Transnational Reproduction: Race, Kinship, and Commercial Surrogacy in India
- Author: Daisy Deomampo
- Language: English
- Genre: Nonfiction anthropology
- Publisher: NYU Press
- Publication date: 2016
- Publication place: United States
- Media type: Print
- Pages: 288
- ISBN: 9781479828388

= Transnational Reproduction =

2016 book by anthropologist Daisy Deomampo

Transnational Reproduction: Race, Kinship, and Commercial Surrogacy in India is a 2016 book by anthropologist Daisy Deomampo. The book analyzes transnational commercial surrogacy, focusing on the practices of doctors, surrogates, parents, and agents in India. The book proposes that the practice of transnational surrogacy reinforces social status distinctions through a shared "racial reproductive imaginary". Transnational Reproduction was reviewed in Medical Anthropology Quarterly, Social Anthropology, Anthropological Quarterly, International Journal of Comparative Sociology, and Signs.

==Summary==
The first part of the book reports Deomampo's ethnographic study of commissioning parents who live outside of India. The analysis focuses on how commissioning parents understand and explain the differences in power and social status between themselves and the intended Indian surrogate. Deomampo found that parents typically used one of two explanations: either they saw themselves as helping to rescue Indian surrogates, or they saw the surrogacy experience as a straightforward transaction. Later chapters in the book examine the practices of Indian doctors and agents who take advantage of power differences, such as differences in lack of access to information, to control the surrogacy process and the surrogates themselves.

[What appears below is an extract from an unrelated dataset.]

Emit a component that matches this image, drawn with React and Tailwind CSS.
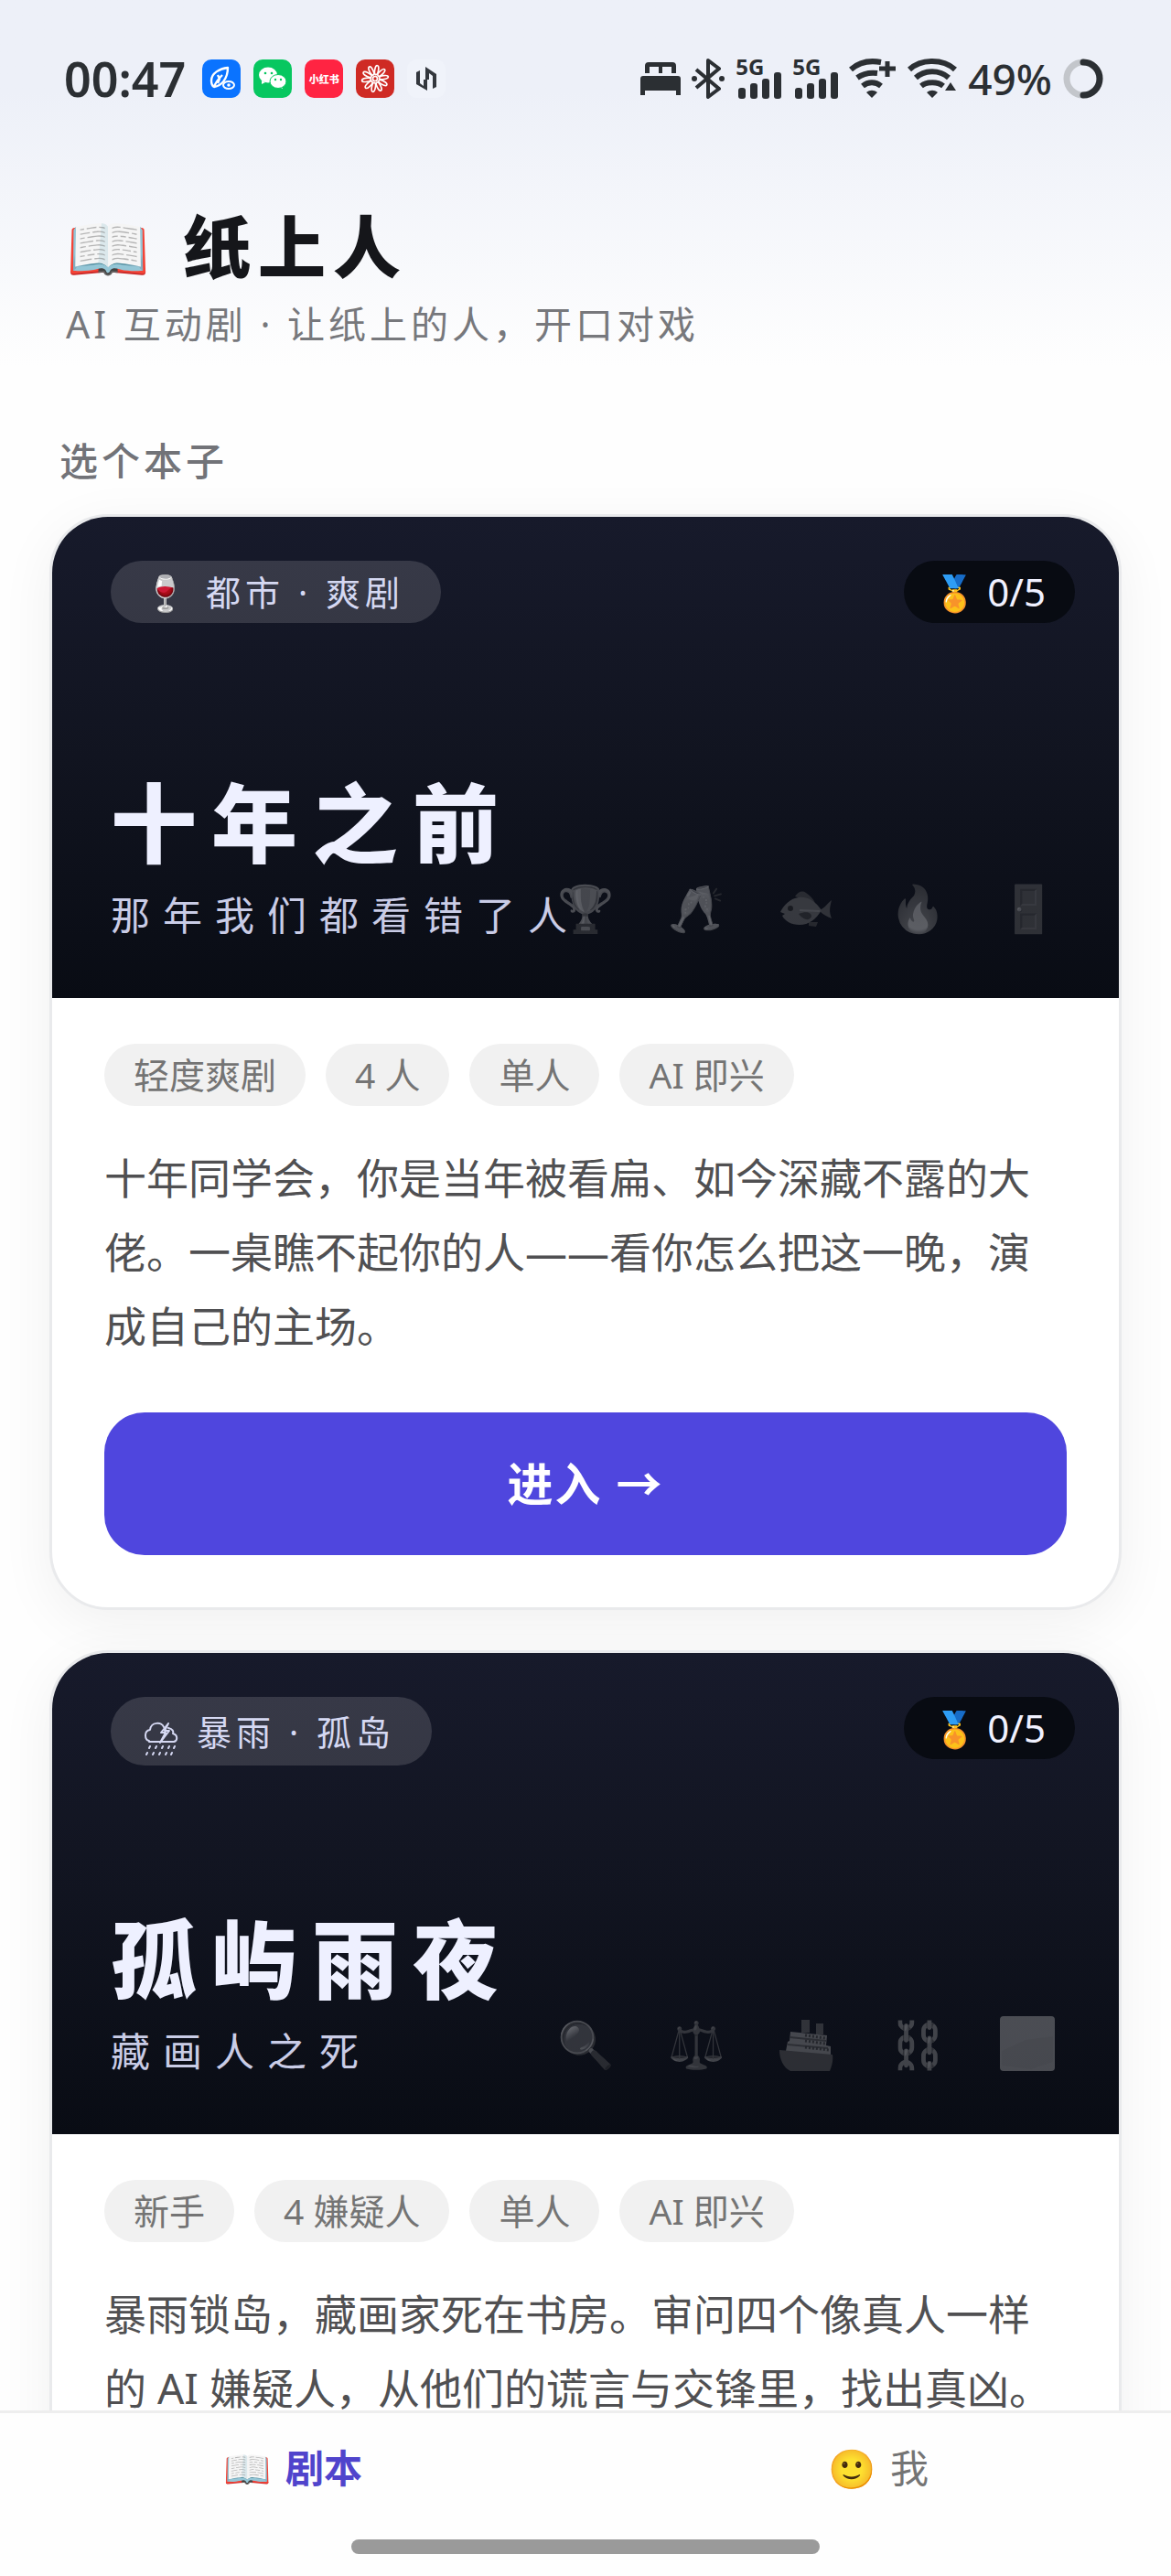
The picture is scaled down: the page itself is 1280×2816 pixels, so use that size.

The book contrasts the experiences of the more powerful, higher status parents, doctors, and agents against the experiences of the Indian surrogates. Deomampo finds that while the women are not uniformly victims, they often make sense of their own situation using the same beliefs and explanations about racial and gender hierarchies that parents, doctors, and agents provide. Deomampo uses the term "racial reproductive imaginary" to describe this set of beliefs and explanations, which place Indian women lower in a racial and gender hierarchy than the parents, agents, and doctors with whom they interact. Deomampo concludes that this common "racial reproductive imaginary" ends up reinforcing existing racial and gender hierarchies.

==Reception==
Writing for Anthropological Quarterly, Kim Gutschow recommended the book, praising it as an "insightful account of how transnational surrogacy in India reflects and refracts a broader set of social and health inequalities". In Social Anthropology, Vaibhav Saria linked Deomampo's findings to larger policy questions, calling the book "prescient" for showing "how imaginaries and anxieties of race permeate contemporary conditions of intimate labour". Medical Anthropology Quarterly observed that while some of Deomampo's findings were not entirely new and did not always take existing scholarship in the area into account, the book "offers new ethnographic insight into transnational assisted reproduction arrangements in India".